In fact, he’s already starting to see some requests for multi-node GPU allocations on Comet. Which makes it curious that Expanse isn’t starting out with more GPU capacity. As it stands today, the new system will be equipped with only 208 GPUs on Expanse – 80 less than on Comet. Yes, the Tesla V100s (or their successor) will have a good deal more performance than either the K80 or the P100 GPU accelerators. But if demand is growing, that probably won’t be enough to satisfy both the traditional HPC users and machine learning developers. Perhaps SDSC is hoping to get additional funding in a couple of years to include more GPUs, as it did for Comet.
One thing that might help is that Expanse will have something called SDSC scalable compute units, or SSCUs. Each unit consists of 56 standard compute nodes and four GPU-accelerated nodes. A single 40-port 200 Gb/sec HDR InfiniBand switch is used as the network hub; 30 of the ports have been split into two 100 Gb/sec links, which hooks the 60 nodes to one another, leaving ten remaining 200 Gb/sec ports as uplinks.
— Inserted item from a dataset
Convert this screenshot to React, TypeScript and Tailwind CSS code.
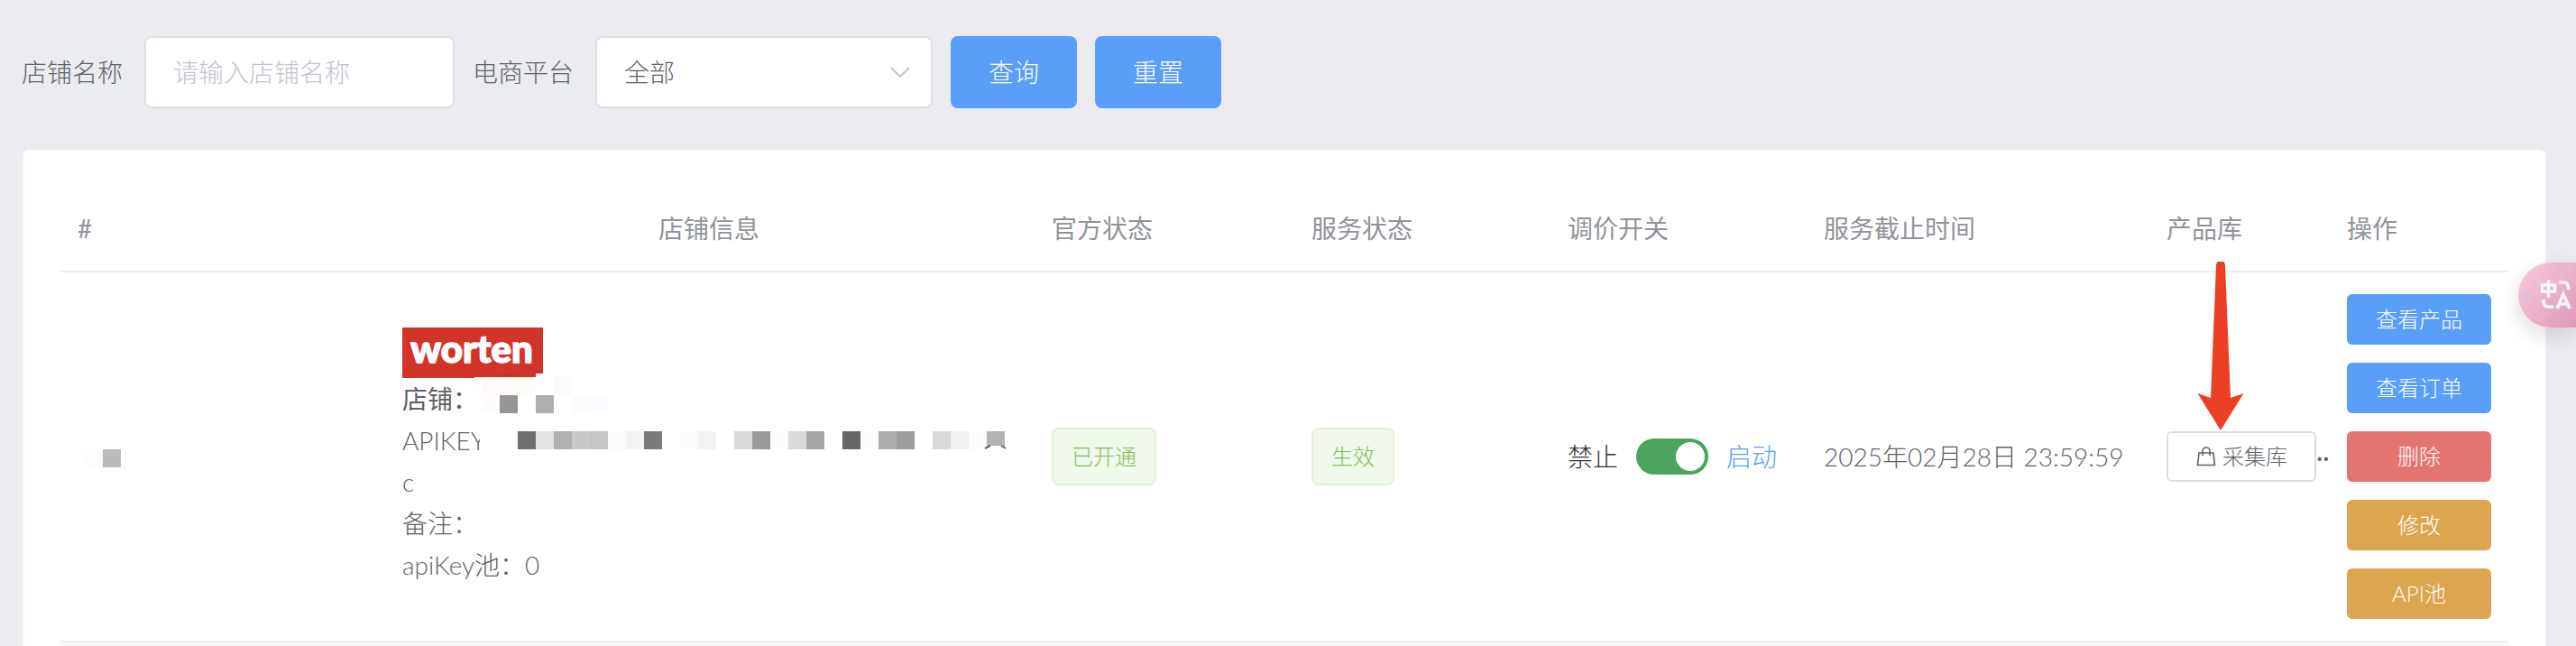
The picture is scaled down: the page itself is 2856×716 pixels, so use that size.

Resource management of these SSCUs will be done via Kubernetes, which orchestrates container deployment across a system. In this case, some of these resources could even extend beyond the physical confines of Expanse in cases where particular resources are needed but otherwise unavailable. And since cloud bursting will be an option on Expanse jobs, users will theoretically have access to all sorts of extra capacity, like, for example, additional GPUs.
Expanse is scheduled to be deployed in summer 2020.
Not sure how they are getting 64 CPU cores per Compute Node, if they are dual socket Xeon-SP nodes as stated. Current Cascade Lake (2nd Gen) Xeon SP socketed CPUs are limited to 28 cores. Will this be using a yet to be release Xeon SP?
SCU = 56 Compute Nodes x 2 CPU sockets/node = 112 CPUs
SCU with 3584 CPU cores /112 CPUs = 32 cores/CPU?